> [Work to complete] Copy the lines below as they are; omit the images they contain.

> [Data segment]
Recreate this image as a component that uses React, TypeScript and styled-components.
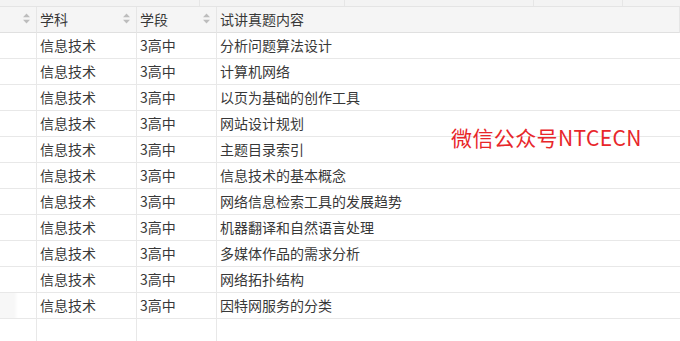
import React from "react";
import styled, { createGlobalStyle } from "styled-components";

const Global = createGlobalStyle`
  html, body { margin: 0; padding: 0; background: #fff; }
  body { font-family: "Noto Sans CJK SC", "Noto Sans", sans-serif; overflow: hidden; }
`;

const Page = styled.div`
  position: relative;
  width: 680px;
  height: 341px;
  overflow: hidden;
  background: #fff;
`;

const TopStrip = styled.div`
  display: grid;
  grid-template-columns: 200px 145px 189px 89px 1fr;
  height: 6px;
  background: #f3f3f3;
  border-bottom: 1px solid #e4e4e4;
`;

const StripCell = styled.div`
  border-right: 1px solid #e6e6e6;
  &:last-child { border-right: none; }
`;

const Grid = styled.div`
  display: grid;
  grid-template-columns: 37px 100px 80px 1fr;
  grid-auto-rows: 26px;
`;

const HeadCell = styled.div`
  display: flex;
  align-items: center;
  justify-content: space-between;
  box-sizing: border-box;
  padding: 0 6px 2px 3px;
  background: #f5f5f5;
  border-right: 1px solid #e6e6e6;
  border-bottom: 1px solid #e0e0e0;
  font-size: 14px;
  line-height: 20px;
  color: #383838;
  white-space: nowrap;
  &:last-child { border-right: none; }
`;

const Cell = styled.div<{ $shade?: boolean }>`
  display: flex;
  align-items: center;
  box-sizing: border-box;
  padding: 0 0 2px 3px;
  border-right: 1px solid #e8e8e8;
  border-bottom: 1px solid #e8e8e8;
  font-size: 14px;
  line-height: 20px;
  color: #383838;
  white-space: nowrap;
  background: ${(p) =>
    p.$shade ? "linear-gradient(to right, #f7f7f7 0, #f7f7f7 14px, #fff 18px)" : "#fff"};
  &:nth-child(4n) { border-right: none; }
`;

const Filler = styled.div`
  height: 23px;
  border-right: 1px solid #e8e8e8;
  &:last-child { border-right: none; }
`;

const FillRow = styled.div`
  display: grid;
  grid-template-columns: 37px 100px 80px 1fr;
`;

const Watermark = styled.div`
  position: absolute;
  left: 451px;
  top: 123px;
  font-size: 21px;
  line-height: 28px;
  letter-spacing: 0.4px;
  color: #e8262a;
  font-family: "Noto Sans CJK SC", sans-serif;
  white-space: nowrap;
`;

const SortIcon = () => (
  <svg width="7" height="11" viewBox="0 0 7 11" style={{ flex: "none" }}>
    <path d="M3.5 0.5 L7 4.3 L0 4.3 Z" fill="#bdbdbd" />
    <path d="M3.5 10.5 L7 6.7 L0 6.7 Z" fill="#bdbdbd" />
  </svg>
);

const topics = [
  "分析问题算法设计",
  "计算机网络",
  "以页为基础的创作工具",
  "网站设计规划",
  "主题目录索引",
  "信息技术的基本概念",
  "网络信息检索工具的发展趋势",
  "机器翻译和自然语言处理",
  "多媒体作品的需求分析",
  "网络拓扑结构",
  "因特网服务的分类",
];

export default function App() {
  return (
    <Page>
      <Global />
      <TopStrip>
        <StripCell />
        <StripCell />
        <StripCell />
        <StripCell />
        <StripCell />
      </TopStrip>
      <Grid>
        <HeadCell>
          <span />
          <SortIcon />
        </HeadCell>
        <HeadCell>
          <span>学科</span>
          <SortIcon />
        </HeadCell>
        <HeadCell>
          <span>学段</span>
          <SortIcon />
        </HeadCell>
        <HeadCell>
          <span>试讲真题内容</span>
        </HeadCell>
        {topics.map((t, i) => (
          <React.Fragment key={i}>
            <Cell $shade={i === topics.length - 1} />
            <Cell>信息技术</Cell>
            <Cell>3高中</Cell>
            <Cell>{t}</Cell>
          </React.Fragment>
        ))}
      </Grid>
      <FillRow>
        <Filler />
        <Filler />
        <Filler />
        <Filler />
      </FillRow>
      <Watermark>微信公众号NTCECN</Watermark>
    </Page>
  );
}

> [Solution to this problem]
Recreate this image as a component that uses React, TypeScript and styled-components.
import React from "react";
import styled, { createGlobalStyle } from "styled-components";

const Global = createGlobalStyle`
  html, body { margin: 0; padding: 0; background: #fff; }
  body { font-family: "Noto Sans CJK SC", "Noto Sans", sans-serif; overflow: hidden; }
`;

const Page = styled.div`
  position: relative;
  width: 680px;
  height: 341px;
  overflow: hidden;
  background: #fff;
`;

const TopStrip = styled.div`
  display: grid;
  grid-template-columns: 200px 145px 189px 89px 1fr;
  height: 6px;
  background: #f3f3f3;
  border-bottom: 1px solid #e4e4e4;
`;

const StripCell = styled.div`
  border-right: 1px solid #e6e6e6;
  &:last-child { border-right: none; }
`;

const Grid = styled.div`
  display: grid;
  grid-template-columns: 37px 100px 80px 1fr;
  grid-auto-rows: 26px;
`;

const HeadCell = styled.div`
  display: flex;
  align-items: center;
  justify-content: space-between;
  box-sizing: border-box;
  padding: 0 6px 2px 3px;
  background: #f5f5f5;
  border-right: 1px solid #e6e6e6;
  border-bottom: 1px solid #e0e0e0;
  font-size: 14px;
  line-height: 20px;
  color: #383838;
  white-space: nowrap;
  &:last-child { border-right: none; }
`;

const Cell = styled.div<{ $shade?: boolean }>`
  display: flex;
  align-items: center;
  box-sizing: border-box;
  padding: 0 0 2px 3px;
  border-right: 1px solid #e8e8e8;
  border-bottom: 1px solid #e8e8e8;
  font-size: 14px;
  line-height: 20px;
  color: #383838;
  white-space: nowrap;
  background: ${(p) =>
    p.$shade ? "linear-gradient(to right, #f7f7f7 0, #f7f7f7 14px, #fff 18px)" : "#fff"};
  &:nth-child(4n) { border-right: none; }
`;

const Filler = styled.div`
  height: 23px;
  border-right: 1px solid #e8e8e8;
  &:last-child { border-right: none; }
`;

const FillRow = styled.div`
  display: grid;
  grid-template-columns: 37px 100px 80px 1fr;
`;

const Watermark = styled.div`
  position: absolute;
  left: 451px;
  top: 123px;
  font-size: 21px;
  line-height: 28px;
  letter-spacing: 0.4px;
  color: #e8262a;
  font-family: "Noto Sans CJK SC", sans-serif;
  white-space: nowrap;
`;

const SortIcon = () => (
  <svg width="7" height="11" viewBox="0 0 7 11" style={{ flex: "none" }}>
    <path d="M3.5 0.5 L7 4.3 L0 4.3 Z" fill="#bdbdbd" />
    <path d="M3.5 10.5 L7 6.7 L0 6.7 Z" fill="#bdbdbd" />
  </svg>
);

const topics = [
  "分析问题算法设计",
  "计算机网络",
  "以页为基础的创作工具",
  "网站设计规划",
  "主题目录索引",
  "信息技术的基本概念",
  "网络信息检索工具的发展趋势",
  "机器翻译和自然语言处理",
  "多媒体作品的需求分析",
  "网络拓扑结构",
  "因特网服务的分类",
];

export default function App() {
  return (
    <Page>
      <Global />
      <TopStrip>
        <StripCell />
        <StripCell />
        <StripCell />
        <StripCell />
        <StripCell />
      </TopStrip>
      <Grid>
        <HeadCell>
          <span />
          <SortIcon />
        </HeadCell>
        <HeadCell>
          <span>学科</span>
          <SortIcon />
        </HeadCell>
        <HeadCell>
          <span>学段</span>
          <SortIcon />
        </HeadCell>
        <HeadCell>
          <span>试讲真题内容</span>
        </HeadCell>
        {topics.map((t, i) => (
          <React.Fragment key={i}>
            <Cell $shade={i === topics.length - 1} />
            <Cell>信息技术</Cell>
            <Cell>3高中</Cell>
            <Cell>{t}</Cell>
          </React.Fragment>
        ))}
      </Grid>
      <FillRow>
        <Filler />
        <Filler />
        <Filler />
        <Filler />
      </FillRow>
      <Watermark>微信公众号NTCECN</Watermark>
    </Page>
  );
}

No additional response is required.